The role of education technology is continuously expanding – from projectors from the early days to smart boards that enable increased interaction between teacher and students in the classroom. We are saying various aspects of education technology becoming an inherent part of the educational experience for students, teachers, parents, and management alike.
There are, of course, casualties. The primary one of these is the elimination of now obsolete job roles that have been taken over by a piece of technology. For instance, the work of an accounts department is largely automated by your school management software, like Fedena. This platform allows for the generation of fee structures that are tailored to individual students, raise dues, and generate invoices, taking into account various conditions that might be imposed on a student by student basis. Using a school management software reduces the amount of human effort to be put in, in addition to reducing the human rate of error.
But does this extend to teachers? With the advent of machine learning, natural language processing, and robots that are lifelike in a way never before seen, how far away are we from an automated teacher?Let us begin by taking a step back.
It is not merely to teach, but to provide an education. There is an art to imparting knowledge to students that current technology is nowhere close to mastering. Educational technologies are currently aiding teachers in their work, not completely taking over them. They are tools, not replacements.
We can use school management software to collect data on student learning patterns, check for the efficacy of a new learning method, or just make the teaching experience more holistic and continual by using technology to facilitate engagement. These certainly enhance the teaching experience (and the learning experience) for students, however, they are not comprehensive enough to completely take over the task.
Teachers do more than just the one-way task of instructing a student. They identify social cues that would be impossible for a machine to parse, especially non-verbal or invisible interactions, that affect the learning experience. They help identify roadblocks for students that might be more personal or emotional in nature, that a machine cannot pick up on. They help to contextualise lessons in real time, which might not be possible for a piece of technology to do. Think back to your favourite teacher – did you enjoy her teaching because of her infallible library of knowledge or because of how she made the subject she taught come alive for you? The human connection is necessary for something as key as the act of learning.

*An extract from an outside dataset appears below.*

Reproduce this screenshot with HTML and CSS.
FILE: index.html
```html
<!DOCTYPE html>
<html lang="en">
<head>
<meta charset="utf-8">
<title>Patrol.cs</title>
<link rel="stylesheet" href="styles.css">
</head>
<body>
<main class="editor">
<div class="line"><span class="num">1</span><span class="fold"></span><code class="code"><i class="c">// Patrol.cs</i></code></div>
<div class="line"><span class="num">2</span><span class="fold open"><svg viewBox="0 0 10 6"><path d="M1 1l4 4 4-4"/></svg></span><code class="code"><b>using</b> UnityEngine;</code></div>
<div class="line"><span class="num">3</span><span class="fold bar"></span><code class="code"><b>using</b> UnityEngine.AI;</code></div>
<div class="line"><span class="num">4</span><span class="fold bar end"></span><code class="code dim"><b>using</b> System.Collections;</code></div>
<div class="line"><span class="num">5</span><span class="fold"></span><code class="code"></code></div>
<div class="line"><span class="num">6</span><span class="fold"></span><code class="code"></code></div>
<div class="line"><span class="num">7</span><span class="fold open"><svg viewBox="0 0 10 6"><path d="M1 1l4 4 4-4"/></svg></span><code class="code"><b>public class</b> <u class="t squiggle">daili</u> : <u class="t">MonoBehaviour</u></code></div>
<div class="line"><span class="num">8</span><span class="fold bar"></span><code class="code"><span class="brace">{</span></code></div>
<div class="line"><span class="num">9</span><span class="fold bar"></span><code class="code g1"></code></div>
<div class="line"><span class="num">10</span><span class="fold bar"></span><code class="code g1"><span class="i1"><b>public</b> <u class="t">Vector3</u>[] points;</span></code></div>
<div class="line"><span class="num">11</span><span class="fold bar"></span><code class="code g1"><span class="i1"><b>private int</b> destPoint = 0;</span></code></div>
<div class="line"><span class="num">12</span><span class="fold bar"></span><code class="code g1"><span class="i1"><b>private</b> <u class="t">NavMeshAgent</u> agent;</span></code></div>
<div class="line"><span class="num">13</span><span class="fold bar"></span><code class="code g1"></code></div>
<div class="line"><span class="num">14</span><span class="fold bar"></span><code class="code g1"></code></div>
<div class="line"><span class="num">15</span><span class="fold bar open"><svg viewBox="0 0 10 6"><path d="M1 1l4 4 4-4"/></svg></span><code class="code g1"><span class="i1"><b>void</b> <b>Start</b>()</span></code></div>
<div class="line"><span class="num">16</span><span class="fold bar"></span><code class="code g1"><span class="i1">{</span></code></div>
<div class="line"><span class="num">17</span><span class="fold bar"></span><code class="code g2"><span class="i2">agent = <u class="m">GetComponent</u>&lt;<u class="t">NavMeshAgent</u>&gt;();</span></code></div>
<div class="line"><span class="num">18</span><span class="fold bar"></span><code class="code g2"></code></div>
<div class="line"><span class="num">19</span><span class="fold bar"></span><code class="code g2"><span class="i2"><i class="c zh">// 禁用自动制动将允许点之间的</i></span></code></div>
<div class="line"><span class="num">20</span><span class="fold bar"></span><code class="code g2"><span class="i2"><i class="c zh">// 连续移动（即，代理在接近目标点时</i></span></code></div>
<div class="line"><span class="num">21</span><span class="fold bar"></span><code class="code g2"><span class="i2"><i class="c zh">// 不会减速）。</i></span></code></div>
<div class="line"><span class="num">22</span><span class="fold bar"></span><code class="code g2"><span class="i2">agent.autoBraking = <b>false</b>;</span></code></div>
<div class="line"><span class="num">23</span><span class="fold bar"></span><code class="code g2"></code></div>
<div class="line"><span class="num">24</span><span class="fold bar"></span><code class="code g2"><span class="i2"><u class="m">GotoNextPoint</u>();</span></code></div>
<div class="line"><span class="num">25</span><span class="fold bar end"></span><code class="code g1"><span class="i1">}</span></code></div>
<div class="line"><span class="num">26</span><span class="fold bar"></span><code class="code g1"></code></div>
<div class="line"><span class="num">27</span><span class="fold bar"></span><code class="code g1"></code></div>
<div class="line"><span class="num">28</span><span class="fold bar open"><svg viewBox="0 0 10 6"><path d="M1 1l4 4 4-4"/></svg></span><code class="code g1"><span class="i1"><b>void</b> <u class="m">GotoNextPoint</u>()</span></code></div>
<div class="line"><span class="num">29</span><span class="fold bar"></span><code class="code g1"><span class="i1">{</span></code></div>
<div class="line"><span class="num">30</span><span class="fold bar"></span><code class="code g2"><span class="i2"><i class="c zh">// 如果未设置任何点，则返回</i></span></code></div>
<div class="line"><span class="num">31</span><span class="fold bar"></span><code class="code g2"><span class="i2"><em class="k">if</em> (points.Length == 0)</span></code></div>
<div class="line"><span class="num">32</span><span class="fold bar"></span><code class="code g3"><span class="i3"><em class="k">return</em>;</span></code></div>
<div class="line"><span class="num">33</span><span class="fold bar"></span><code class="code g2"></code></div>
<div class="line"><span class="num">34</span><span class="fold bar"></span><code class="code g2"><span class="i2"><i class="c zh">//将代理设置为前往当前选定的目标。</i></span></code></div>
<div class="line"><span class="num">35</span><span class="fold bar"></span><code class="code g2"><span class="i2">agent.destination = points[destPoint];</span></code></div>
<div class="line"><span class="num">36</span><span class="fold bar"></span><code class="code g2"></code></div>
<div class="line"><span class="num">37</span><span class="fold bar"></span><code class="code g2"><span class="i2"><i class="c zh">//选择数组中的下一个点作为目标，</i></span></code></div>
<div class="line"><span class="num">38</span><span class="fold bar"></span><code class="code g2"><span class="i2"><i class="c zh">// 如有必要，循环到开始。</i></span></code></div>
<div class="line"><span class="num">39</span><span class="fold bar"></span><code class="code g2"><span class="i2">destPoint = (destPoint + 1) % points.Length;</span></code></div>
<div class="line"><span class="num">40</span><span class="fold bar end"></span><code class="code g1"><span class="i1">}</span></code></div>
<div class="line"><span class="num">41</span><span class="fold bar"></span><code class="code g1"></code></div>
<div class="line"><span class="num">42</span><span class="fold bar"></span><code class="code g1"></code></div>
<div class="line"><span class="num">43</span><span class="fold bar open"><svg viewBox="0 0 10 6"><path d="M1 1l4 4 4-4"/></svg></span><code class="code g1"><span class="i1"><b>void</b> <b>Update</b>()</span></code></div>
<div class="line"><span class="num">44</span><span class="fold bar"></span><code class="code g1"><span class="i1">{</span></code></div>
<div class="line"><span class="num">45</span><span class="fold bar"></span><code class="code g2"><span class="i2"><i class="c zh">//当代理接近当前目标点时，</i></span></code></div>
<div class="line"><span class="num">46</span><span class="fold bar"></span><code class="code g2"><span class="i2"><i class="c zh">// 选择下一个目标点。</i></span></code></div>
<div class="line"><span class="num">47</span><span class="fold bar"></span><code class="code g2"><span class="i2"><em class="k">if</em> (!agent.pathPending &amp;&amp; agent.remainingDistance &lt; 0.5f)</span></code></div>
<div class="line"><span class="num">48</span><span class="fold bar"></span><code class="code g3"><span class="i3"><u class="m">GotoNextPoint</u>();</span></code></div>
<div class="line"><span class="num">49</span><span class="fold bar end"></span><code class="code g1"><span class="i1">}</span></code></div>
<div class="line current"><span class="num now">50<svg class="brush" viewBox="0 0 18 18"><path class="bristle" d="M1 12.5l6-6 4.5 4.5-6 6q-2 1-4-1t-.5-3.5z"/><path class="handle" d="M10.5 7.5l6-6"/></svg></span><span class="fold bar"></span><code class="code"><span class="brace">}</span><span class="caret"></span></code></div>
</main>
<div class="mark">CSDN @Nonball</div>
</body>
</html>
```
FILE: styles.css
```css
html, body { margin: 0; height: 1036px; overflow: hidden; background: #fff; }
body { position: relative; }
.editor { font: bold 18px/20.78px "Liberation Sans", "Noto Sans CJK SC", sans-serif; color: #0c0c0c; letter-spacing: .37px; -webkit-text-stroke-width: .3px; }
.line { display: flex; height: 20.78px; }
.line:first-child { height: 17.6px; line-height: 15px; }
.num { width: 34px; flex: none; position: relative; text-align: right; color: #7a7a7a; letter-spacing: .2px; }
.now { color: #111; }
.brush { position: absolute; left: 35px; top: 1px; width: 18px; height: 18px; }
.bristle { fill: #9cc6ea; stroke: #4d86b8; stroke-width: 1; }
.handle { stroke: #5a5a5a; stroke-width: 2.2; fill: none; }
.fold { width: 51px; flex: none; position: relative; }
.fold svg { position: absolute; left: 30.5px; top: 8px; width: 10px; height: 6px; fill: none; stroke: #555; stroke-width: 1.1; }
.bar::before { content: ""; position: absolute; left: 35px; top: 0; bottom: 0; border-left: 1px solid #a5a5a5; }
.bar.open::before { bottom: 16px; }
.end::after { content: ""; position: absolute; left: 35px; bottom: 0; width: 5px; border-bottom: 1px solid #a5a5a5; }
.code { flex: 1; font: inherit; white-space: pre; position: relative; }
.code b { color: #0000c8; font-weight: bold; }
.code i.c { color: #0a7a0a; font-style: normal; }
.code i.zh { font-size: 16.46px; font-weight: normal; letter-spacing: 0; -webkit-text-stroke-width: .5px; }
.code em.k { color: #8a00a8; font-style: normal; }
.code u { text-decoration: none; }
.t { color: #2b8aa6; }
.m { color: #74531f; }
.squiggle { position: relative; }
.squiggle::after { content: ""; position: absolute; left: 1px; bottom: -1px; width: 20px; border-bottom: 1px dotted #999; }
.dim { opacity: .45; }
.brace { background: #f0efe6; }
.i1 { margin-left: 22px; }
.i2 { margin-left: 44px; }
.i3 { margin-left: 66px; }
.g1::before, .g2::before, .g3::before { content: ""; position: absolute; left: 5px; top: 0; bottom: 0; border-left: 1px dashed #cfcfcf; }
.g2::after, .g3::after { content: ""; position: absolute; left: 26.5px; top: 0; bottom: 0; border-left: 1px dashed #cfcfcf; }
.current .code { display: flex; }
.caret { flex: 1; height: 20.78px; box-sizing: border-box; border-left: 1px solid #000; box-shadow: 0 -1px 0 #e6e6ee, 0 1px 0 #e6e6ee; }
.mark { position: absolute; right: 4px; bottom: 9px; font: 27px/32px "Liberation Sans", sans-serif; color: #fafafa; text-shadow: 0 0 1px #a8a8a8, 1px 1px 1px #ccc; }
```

Instead of asking whether technology has reached a point where it can replace human teachers, we must ask what aspects of the job it can take over to make their lives easier. Teachers world over are overburdened – they take on a caring role in a parent’s stead, they advocate for students who might be otherwise forgotten, and they shape a nation’s future early on. Instead of merely remembering them on a designated day (Teacher’s Day cards are appreciable but not game-changing) we should perhaps be focusing on building technology that aids them in these efforts. School management systems already perform these roles in different ways. They help teachers open up communication channels with students and parents. Teachers are able to stay better organised and on top of their game with reduced time and effort investment thanks to the superior organisational and processing capabilities of their school management software. Education technologies can help enhance teaching methods by making existing content more dynamic or helping teachers create fresher content that was previously out of their reach due to budgetary and technological constraints. Technology must be built to enable teachers, not replace them.